HunPosTaggerWrapper - HeidelTime/heideltime GitHub Wiki

Table of contents

Introduction and Requirements

This section explains how to use the HunPosTaggerWrapper Analysis Engine created by Luka Skukan.

Its primary use for us has been annotating documents in Croatian, but it should work with any model file you supply it with.

The HunPosTaggerWrapper Analysis Engine creates tokenization as well as part-of-speech annotations. If used with HeidelTime, it must be present in the workflow and be executed before HeidelTime, as HeidelTime requires at the very least the HunPosTaggerWrapper's sentence tokenization output.

To process documents with HunPosTaggerWrapper, you will need to download a version of it for your operating system from https://code.google.com/p/hunpos.

In order to process documents in Croatian, you should get a copy of the model file (model.hunpos.mte5.defnpout) from here http://nlp.ffzg.hr/resources/models/tagging/.

Environment setup

The HunPosTaggerWrapper requires an environment variable to be set in order to find the HunPos binary and model file.

Use this command to set the HUNPOS_HOME environment variable to the HunPos folder, e.g.:

  # for unixoid systems, e.g., Linux and MacOS X
  $ export HUNPOS_HOME=/path/to/hunpos/
  
  # for Windows systems
  > set HUNPOS_HOME=c:\path\to\hunpos\

Whenever you run a UIMA pipeline with the HunPosTaggerWrapper in it, this variable needs to be present, so it makes sense to make it permanent by adding it to your .bashrc file or similar.

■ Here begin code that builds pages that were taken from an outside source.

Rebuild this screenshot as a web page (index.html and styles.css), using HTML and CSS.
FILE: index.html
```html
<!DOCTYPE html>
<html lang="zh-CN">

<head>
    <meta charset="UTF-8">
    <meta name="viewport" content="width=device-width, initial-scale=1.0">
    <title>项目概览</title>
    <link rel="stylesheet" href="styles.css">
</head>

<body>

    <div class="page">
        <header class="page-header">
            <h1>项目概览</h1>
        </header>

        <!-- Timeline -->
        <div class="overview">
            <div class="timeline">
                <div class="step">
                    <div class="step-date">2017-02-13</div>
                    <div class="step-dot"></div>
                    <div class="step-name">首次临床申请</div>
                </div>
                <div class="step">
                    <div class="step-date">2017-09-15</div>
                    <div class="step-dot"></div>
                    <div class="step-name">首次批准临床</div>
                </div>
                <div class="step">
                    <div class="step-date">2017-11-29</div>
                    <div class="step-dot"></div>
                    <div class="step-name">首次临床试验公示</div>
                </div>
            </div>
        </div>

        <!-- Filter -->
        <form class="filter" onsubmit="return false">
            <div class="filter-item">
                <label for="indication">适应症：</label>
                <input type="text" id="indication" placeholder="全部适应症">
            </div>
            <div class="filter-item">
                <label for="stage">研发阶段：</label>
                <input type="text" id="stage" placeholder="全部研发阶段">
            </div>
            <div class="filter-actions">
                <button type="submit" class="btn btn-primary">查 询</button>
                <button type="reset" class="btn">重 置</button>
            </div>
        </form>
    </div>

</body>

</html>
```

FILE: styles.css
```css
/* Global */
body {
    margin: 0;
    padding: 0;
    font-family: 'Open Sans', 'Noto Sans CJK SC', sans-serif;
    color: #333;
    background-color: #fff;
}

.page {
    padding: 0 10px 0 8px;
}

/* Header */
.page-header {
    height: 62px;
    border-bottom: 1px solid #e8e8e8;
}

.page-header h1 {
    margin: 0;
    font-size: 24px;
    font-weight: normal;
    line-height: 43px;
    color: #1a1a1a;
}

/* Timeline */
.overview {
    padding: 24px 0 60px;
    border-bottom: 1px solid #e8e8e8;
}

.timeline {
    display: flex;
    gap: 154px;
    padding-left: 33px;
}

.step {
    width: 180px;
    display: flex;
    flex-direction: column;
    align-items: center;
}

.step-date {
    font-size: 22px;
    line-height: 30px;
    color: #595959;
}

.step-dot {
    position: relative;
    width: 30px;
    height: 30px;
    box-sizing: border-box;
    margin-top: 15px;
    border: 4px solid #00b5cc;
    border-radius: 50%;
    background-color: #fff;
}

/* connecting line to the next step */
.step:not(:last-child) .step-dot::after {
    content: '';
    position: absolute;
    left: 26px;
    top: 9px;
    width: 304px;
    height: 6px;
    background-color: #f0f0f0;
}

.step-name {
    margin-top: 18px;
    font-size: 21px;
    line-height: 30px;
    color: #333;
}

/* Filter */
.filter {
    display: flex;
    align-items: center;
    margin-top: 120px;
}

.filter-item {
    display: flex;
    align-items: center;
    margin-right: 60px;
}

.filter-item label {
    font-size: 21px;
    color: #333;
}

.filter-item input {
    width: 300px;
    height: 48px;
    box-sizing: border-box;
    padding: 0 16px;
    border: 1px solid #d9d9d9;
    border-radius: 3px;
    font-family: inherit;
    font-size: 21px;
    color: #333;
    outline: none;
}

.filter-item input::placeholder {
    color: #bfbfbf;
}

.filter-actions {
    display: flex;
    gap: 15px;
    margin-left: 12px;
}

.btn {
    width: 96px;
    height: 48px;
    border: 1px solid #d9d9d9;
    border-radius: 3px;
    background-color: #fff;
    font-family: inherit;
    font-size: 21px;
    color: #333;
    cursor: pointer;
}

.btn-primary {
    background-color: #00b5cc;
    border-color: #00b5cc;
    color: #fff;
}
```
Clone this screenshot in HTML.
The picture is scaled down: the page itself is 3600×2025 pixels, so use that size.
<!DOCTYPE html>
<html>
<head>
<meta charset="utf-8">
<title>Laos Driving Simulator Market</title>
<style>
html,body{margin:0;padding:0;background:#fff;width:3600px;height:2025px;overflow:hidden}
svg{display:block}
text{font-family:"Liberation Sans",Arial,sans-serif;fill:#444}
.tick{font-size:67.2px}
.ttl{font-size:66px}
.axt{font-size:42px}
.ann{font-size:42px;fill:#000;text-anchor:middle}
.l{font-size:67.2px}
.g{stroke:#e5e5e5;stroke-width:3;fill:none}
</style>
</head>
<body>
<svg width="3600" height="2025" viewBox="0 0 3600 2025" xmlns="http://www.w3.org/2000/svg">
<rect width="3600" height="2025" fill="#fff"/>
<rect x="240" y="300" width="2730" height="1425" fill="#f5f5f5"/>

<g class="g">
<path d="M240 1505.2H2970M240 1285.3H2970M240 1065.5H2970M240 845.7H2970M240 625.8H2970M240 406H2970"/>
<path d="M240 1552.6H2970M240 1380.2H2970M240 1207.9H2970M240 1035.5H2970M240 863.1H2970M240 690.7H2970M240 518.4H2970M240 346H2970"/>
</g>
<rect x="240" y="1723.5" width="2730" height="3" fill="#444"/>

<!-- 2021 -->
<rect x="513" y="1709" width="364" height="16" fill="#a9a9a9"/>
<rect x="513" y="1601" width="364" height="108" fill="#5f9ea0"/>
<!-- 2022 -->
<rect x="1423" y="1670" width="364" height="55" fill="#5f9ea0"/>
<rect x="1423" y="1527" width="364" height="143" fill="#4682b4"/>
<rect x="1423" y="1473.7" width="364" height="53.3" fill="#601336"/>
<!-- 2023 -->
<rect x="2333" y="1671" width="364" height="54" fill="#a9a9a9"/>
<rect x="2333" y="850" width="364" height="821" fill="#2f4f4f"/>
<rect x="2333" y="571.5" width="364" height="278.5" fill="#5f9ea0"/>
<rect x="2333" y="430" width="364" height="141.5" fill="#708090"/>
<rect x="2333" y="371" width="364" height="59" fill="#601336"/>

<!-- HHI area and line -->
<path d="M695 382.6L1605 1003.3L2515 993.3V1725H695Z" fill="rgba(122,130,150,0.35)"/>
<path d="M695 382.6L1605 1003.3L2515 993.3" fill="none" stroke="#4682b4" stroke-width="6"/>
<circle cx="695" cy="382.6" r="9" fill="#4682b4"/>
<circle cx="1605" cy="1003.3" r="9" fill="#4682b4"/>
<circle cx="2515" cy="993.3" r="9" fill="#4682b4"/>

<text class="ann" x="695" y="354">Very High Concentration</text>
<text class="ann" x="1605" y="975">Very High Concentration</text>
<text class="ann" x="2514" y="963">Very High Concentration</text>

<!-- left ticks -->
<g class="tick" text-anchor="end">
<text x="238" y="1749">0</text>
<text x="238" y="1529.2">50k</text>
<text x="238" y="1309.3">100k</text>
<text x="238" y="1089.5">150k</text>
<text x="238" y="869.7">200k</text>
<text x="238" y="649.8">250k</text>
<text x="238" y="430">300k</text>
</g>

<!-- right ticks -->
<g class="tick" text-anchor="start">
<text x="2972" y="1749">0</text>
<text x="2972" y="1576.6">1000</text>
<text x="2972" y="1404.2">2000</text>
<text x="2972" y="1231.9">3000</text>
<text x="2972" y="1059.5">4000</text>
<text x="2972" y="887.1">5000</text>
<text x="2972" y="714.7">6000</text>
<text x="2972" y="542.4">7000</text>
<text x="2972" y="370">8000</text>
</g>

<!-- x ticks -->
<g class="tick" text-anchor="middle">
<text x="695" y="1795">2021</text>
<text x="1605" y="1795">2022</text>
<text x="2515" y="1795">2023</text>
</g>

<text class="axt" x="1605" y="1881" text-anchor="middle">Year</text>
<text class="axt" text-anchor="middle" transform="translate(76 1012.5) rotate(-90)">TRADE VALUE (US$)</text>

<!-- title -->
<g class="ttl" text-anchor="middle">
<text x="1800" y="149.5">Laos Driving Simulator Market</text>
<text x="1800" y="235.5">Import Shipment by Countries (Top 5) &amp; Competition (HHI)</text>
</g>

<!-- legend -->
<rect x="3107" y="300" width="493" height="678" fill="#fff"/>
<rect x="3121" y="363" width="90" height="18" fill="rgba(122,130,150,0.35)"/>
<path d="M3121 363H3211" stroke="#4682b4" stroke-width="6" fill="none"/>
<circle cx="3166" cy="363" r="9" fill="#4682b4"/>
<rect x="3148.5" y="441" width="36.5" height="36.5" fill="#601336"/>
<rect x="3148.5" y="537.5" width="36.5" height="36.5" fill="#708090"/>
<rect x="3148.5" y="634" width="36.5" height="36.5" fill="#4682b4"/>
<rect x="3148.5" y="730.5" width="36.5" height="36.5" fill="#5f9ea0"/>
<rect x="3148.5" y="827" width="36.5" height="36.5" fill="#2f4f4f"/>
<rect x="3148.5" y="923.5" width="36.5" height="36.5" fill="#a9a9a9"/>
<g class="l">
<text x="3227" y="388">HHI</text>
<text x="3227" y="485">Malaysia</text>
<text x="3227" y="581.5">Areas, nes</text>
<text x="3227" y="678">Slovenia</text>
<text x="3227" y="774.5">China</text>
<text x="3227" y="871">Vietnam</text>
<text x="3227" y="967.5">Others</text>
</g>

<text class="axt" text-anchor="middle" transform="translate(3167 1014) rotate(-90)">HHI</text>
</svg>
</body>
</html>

Configuration for the UIMA pipeline

The HunPosTaggerWrapper's descriptor resides in $HEIDELTIME_HOME/desc/annotator/HunPosTaggerWrapper.xml.

Once you add it to your workflow, you can configure the following parameters.

  • Model_path: this must be set to the name of the model tagger file you wish to use, or the full path relative to HUNPOS_ROOT. Example: model.hunpos.mte5.defnpout or ../model-files/model.hunpos.mte5.defnpout
  • Language: this allows you to set the language file to be annotated.
  • Annotate_tokens: controls whether or not Token Annotations will be added to the pipeline.
  • Annotate_sentences: controls whether or not Sentence Annotations will be added to the pipeline. Note that HeidelTime requires these to perform any work at all.
  • Annotate_pos: controls whether or not part-of-speech information will be added to Token Annotations.